Locate every line in the records below that holds the word "with" and return each one.

* begin Data for the task *

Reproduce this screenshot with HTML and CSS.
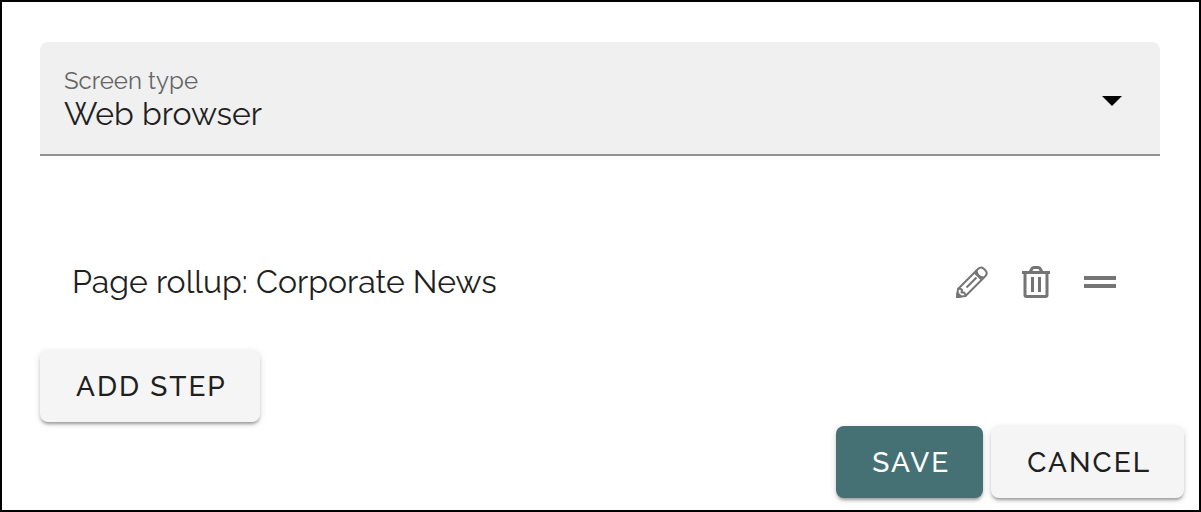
FILE: index.html
```html
<!DOCTYPE html>
<html lang="en">
<head>
<meta charset="utf-8">
<meta name="viewport" content="width=device-width, initial-scale=1">
<title>Screen type</title>
<link rel="stylesheet" href="styles.css">
</head>
<body>
<form class="panel">
  <div class="field">
    <label class="field-label" for="screen-type">Screen type</label>
    <select class="field-select" id="screen-type">
      <option>Web browser</option>
    </select>
    <svg class="field-arrow" viewBox="0 0 20 10" aria-hidden="true"><path d="M0 0h20L10 10z"/></svg>
  </div>
  <div class="step">
    <span class="step-name">Page rollup: Corporate News</span>
    <div class="step-tools">
      <button class="tool" type="button" aria-label="Edit">
        <svg viewBox="0 0 32 32" fill="none" stroke="currentColor" stroke-width="2" stroke-linejoin="round" aria-hidden="true">
          <path d="M1 31 2 23 22 3C24 1 25.500 .8 27.500 2.500L29.500 4.500C31.300 6.500 31.200 8 29.500 10L9.500 30Z"/>
          <path d="M20.500 4.500C21 8.500 23.500 11 27.500 11.500M18.500 6.500 25.500 13.500M2 23C4 22.500 5.500 23 6 24L5.500 26.500 8 26.500C9 27.500 9.700 28.500 9.500 30M10.500 21.500 20.500 11.500"/>
          <path d="M1 31 1.500 27 5 30.500Z" fill="currentColor"/>
        </svg>
      </button>
      <button class="tool" type="button" aria-label="Delete">
        <svg viewBox="0 0 32 32" fill="none" stroke="currentColor" stroke-width="3" aria-hidden="true">
          <path d="M2 6.500H30M5 6.500V29Q5 30.500 6.500 30.500H25.500Q27 30.500 27 29V6.500"/>
          <path d="M10 6 12 2.500Q12.500 1.500 14 1.500H18Q19.500 1.500 20 2.500L22 6"/>
          <path d="M12.500 11V26M19.500 11V26"/>
        </svg>
      </button>
      <button class="tool" type="button" aria-label="Reorder">
        <svg viewBox="0 0 32 32" fill="currentColor" aria-hidden="true"><path d="M0 10h32v4H0zM0 18h32v4H0z"/></svg>
      </button>
    </div>
  </div>
  <div class="add">
    <button class="button" type="button">ADD STEP</button>
  </div>
  <div class="actions">
    <button class="button button-primary" type="submit">SAVE</button>
    <button class="button" type="button">CANCEL</button>
  </div>
</form>
</body>
</html>
```
FILE: styles.css
```css
* {
  box-sizing: border-box;
}

body {
  margin: 0;
  background: #fff;
  color: #1f1f1f;
  font-family: Raleway, Lato, "Open Sans", sans-serif;
  font-size: 32px;
}

.panel {
  min-height: 100vh;
  padding: 40px 15px 12px 38px;
  border: 2px solid #000;
}

.field {
  position: relative;
  display: flex;
  flex-direction: column;
  margin-right: 24px;
  padding-top: 24px;
  border-bottom: 2px solid #919191;
  border-radius: 8px 8px 0 0;
  background: #f0f0f0;
}

.field-label {
  padding: 0 24px;
  color: #666;
  font-size: 24px;
  line-height: 30px;
}

.field-select {
  width: 100%;
  height: 58px;
  padding: 0 72px 22px 24px;
  border: 0;
  background: transparent;
  color: #1f1f1f;
  font: inherit;
  line-height: 36px;
  appearance: none;
}

.field-arrow {
  position: absolute;
  top: 54px;
  right: 38px;
  width: 20px;
  height: 10px;
  pointer-events: none;
}

.step {
  display: flex;
  align-items: center;
  justify-content: space-between;
  margin: 78px 68px 0 32px;
  height: 96px;
}

.step-name {
  padding-bottom: 2px;
}

.step-tools {
  display: flex;
  gap: 32px;
}

.tool {
  width: 32px;
  height: 32px;
  padding: 0;
  border: 0;
  background: none;
  color: #757575;
}

.tool svg {
  display: block;
}

.add {
  display: flex;
  margin-top: 20px;
}

.actions {
  display: flex;
  justify-content: flex-end;
  gap: 8px;
  margin-top: 4px;
}

.button {
  height: 72px;
  padding: 0 33px 0 36px;
  border: 0;
  border-radius: 8px;
  background: #f5f5f5;
  box-shadow: 0 3px 3px -1px rgba(0, 0, 0, 0.3), 0 2px 6px rgba(0, 0, 0, 0.16);
  color: #1f1f1f;
  font: inherit;
  font-size: 28px;
  font-weight: 500;
  letter-spacing: 2px;
}

.button-primary {
  background: #457175;
  color: #fff;
}
```
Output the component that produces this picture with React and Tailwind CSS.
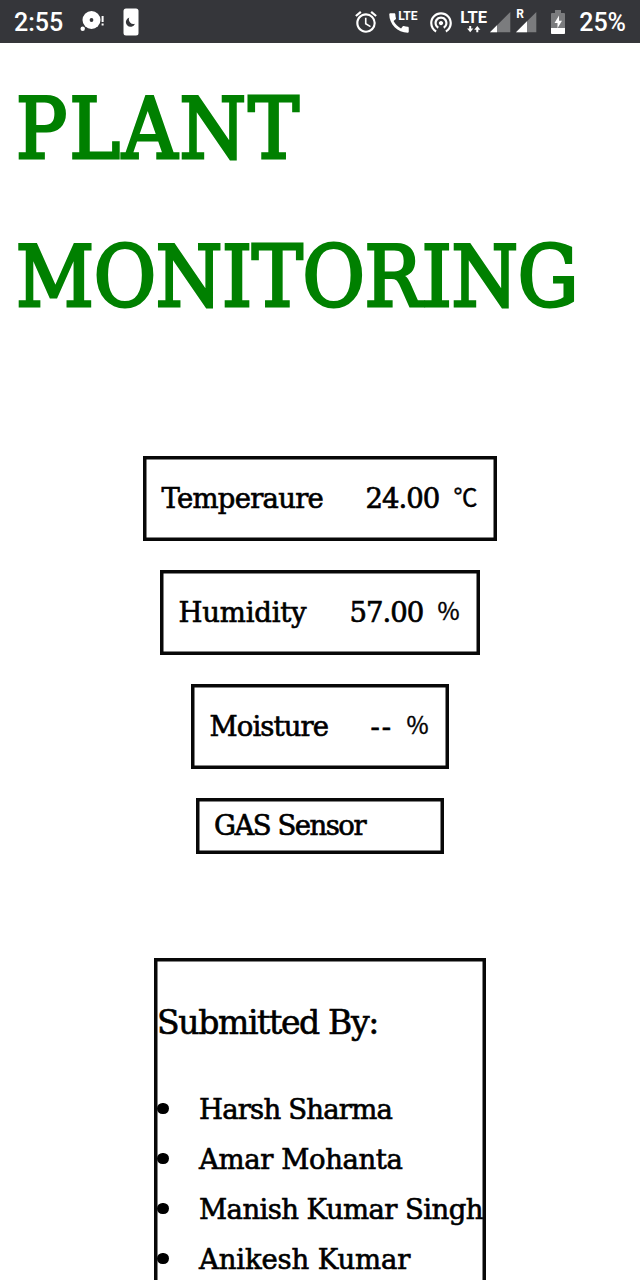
import { MdAlarm, MdCall, MdWifiTethering } from "react-icons/md";

function ChatIcon() {
  return (
    <svg className="block h-6 w-6 shrink-0" viewBox="0 0 24 24" fill="#fff">
      <circle cx="11.5" cy="10" r="9" />
      <circle cx="11.5" cy="10" r="1.9" fill="#35363a" />
      <circle cx="2.7" cy="18.8" r="2.2" />
      <path d="M21.6 6h2v6h-2zM21.6 13.5h2v2h-2z" />
    </svg>
  );
}

function MoonPhoneIcon() {
  return (
    <svg className="block h-7 w-4 shrink-0" viewBox="0 0 16 28">
      <rect x="0.5" y="0.5" width="15" height="27" rx="2.5" fill="#fff" />
      <path d="M6.3 9.5a4.7 4.7 0 1 0 5.7 6.2 4.6 4.6 0 0 1-5.7-6.2z" fill="#35363a" />
    </svg>
  );
}

function CallLteIcon() {
  return (
    <div className="relative h-6 w-[30px] shrink-0">
      <MdCall className="absolute -left-[4px] top-0 h-[26px] w-[26px]" />
      <span className="absolute left-[8px] top-0 text-[12px] font-bold leading-none">LTE</span>
    </div>
  );
}

function LteDataIcon() {
  return (
    <div className="flex w-[27px] shrink-0 flex-col items-center">
      <span className="text-[16.5px] font-bold leading-[15px]">LTE</span>
      <svg className="mt-px block h-[7px] w-[14px]" viewBox="0 0 14 7" fill="#fff">
        <path d="M2.2 0h2v2.5h2.1L3.2 6.2.1 2.5h2.1zM9.3 6.2h2V3.7h2.1L10.3 0 7.2 3.7h2.1z" />
      </svg>
    </div>
  );
}

function SignalIcon({ level, roaming }) {
  return (
    <div className="relative h-6 w-[21px] shrink-0">
      <svg className="block h-6 w-[21px]" viewBox="0 0 21 24">
        <path d="M0 22.3 20.3 2V22.3z" fill="#7b7c7e" />
        <path d={`M0 22.3 ${level} ${22.3 - level}V22.3z`} fill="#fff" />
      </svg>
      {roaming && (
        <span className="absolute -top-[1px] left-0 bg-[#35363a] pr-[2px] text-[12px] font-bold leading-[10px]">R</span>
      )}
    </div>
  );
}

function BatteryIcon() {
  return (
    <svg className="block h-6 w-[14px] shrink-0" viewBox="0 0 14 24">
      <path d="M4 0h6v3h3a1 1 0 0 1 1 1v19a1 1 0 0 1-1 1H1a1 1 0 0 1-1-1V4a1 1 0 0 1 1-1h3z" fill="#7b7c7e" />
      <path d="M0 18h14v5a1 1 0 0 1-1 1H1a1 1 0 0 1-1-1z" fill="#fff" />
      <path d="M8 5.5 3.5 13H6.5v5.2L11 10.8H8z" fill="#fff" />
    </svg>
  );
}

function StatusBar() {
  return (
    <header className="flex h-[43px] items-center bg-[#35363a] pl-[14px] font-['Roboto',sans-serif] font-medium text-white">
      <span className="w-[66px] pt-[2px] text-[25px] leading-none">2:55</span>
      <ChatIcon />
      <div className="ml-[19px]"><MoonPhoneIcon /></div>
      <div className="ml-auto flex items-center pr-[14px]">
        <MdAlarm className="h-[26px] w-[26px]" />
        <div className="ml-[11px]"><CallLteIcon /></div>
        <MdWifiTethering className="ml-[8px] h-[26px] w-[26px]" />
        <div className="ml-[6px]"><LteDataIcon /></div>
        <div className="ml-[3px]"><SignalIcon level={7} /></div>
        <div className="ml-[5px]"><SignalIcon level={11} roaming /></div>
        <div className="ml-[14px]"><BatteryIcon /></div>
        <span className="ml-[14px] pt-[2px] text-[25px] leading-none">25%</span>
      </div>
    </header>
  );
}

const box = "border-3 border-[#080808] shadow-[inset_0_0_0_0.5px_#080808]";

function Reading({ label, value, unit, className, labelClass, valueClass }) {
  return (
    <div className={`flex h-[85px] items-center whitespace-nowrap pl-[15.5px] ${box} ${className}`}>
      <span className={`shrink-0 ${labelClass}`}>{label}</span>
      <span className={`shrink-0 ${valueClass}`}>{value}</span>
      <span className="shrink-0 pb-[5px] font-['Noto_Sans_CJK_JP','Noto_Sans_CJK_SC',sans-serif] text-[24px] [-webkit-text-stroke:0.4px_#000]">{unit}</span>
    </div>
  );
}

const members = [
  { name: "Harsh Sharma", spacing: "tracking-[-0.8px]" },
  { name: "Amar Mohanta", spacing: "tracking-[-0.4px]" },
  { name: "Manish Kumar Singh", spacing: "tracking-[-0.58px]" },
  { name: "Anikesh Kumar", spacing: "tracking-[-0.15px]" },
];

export default function App() {
  return (
    <div className="h-[1280px] w-[640px] overflow-hidden bg-white font-['DejaVu_Serif',serif] text-black">
      <StatusBar />
      <h1 className="mt-[12px] h-[401px] pl-[16px] font-['DejaVu_Serif_Condensed','DejaVu_Serif',serif] text-[84.5px] font-stretch-condensed leading-[148px] text-[#008000] [-webkit-text-stroke:3px_#008000]">
        <span className="block tracking-[2.3px]">PLANT</span>
        <span className="block tracking-[-0.2px]">MONITORING</span>
      </h1>
      <main className="flex flex-col items-center text-[27.5px] leading-none [-webkit-text-stroke:0.65px_#000]">
        <Reading label="Temperaure" value="24.00" unit="℃" className="w-[354px]"
          labelClass="w-[204px] tracking-[-0.75px]" valueClass="w-[88px] tracking-[-1px]" />
        <Reading label="Humidity" value="57.00" unit="%" className="mt-[29px] w-[320px]"
          labelClass="w-[171px] tracking-[-0.2px]" valueClass="w-[88px] tracking-[-1px]" />
        <Reading label="Moisture" value="--" unit="%" className="mt-[29px] w-[258px]"
          labelClass="w-[161px] tracking-[-0.9px]" valueClass="w-[36px] tracking-[2px]" />
        <div className={`mt-[29px] flex h-[56px] w-[248px] items-center whitespace-nowrap pl-[15px] ${box}`}>
          <span className="tracking-[-1.5px]">GAS Sensor</span>
        </div>
        <section className={`mt-[104px] h-[400px] w-[332px] whitespace-nowrap ${box}`}>
          <h2 className="mt-[44px] text-[33px] leading-[36px] tracking-[-1.35px]">Submitted By:</h2>
          <ul className="mt-[44px]">
            {members.map((m) => (
              <li key={m.name} className="flex h-[49.8px] items-center">
                <span className="mr-[30px] h-[11px] w-[12px] shrink-0 -translate-y-px rounded-full bg-black" />
                <span className={m.spacing}>{m.name}</span>
              </li>
            ))}
          </ul>
        </section>
      </main>
    </div>
  );
}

* end Data for the task *

=== Full answer ===
Reproduce this screenshot with HTML and CSS.
Output the component that produces this picture with React and Tailwind CSS.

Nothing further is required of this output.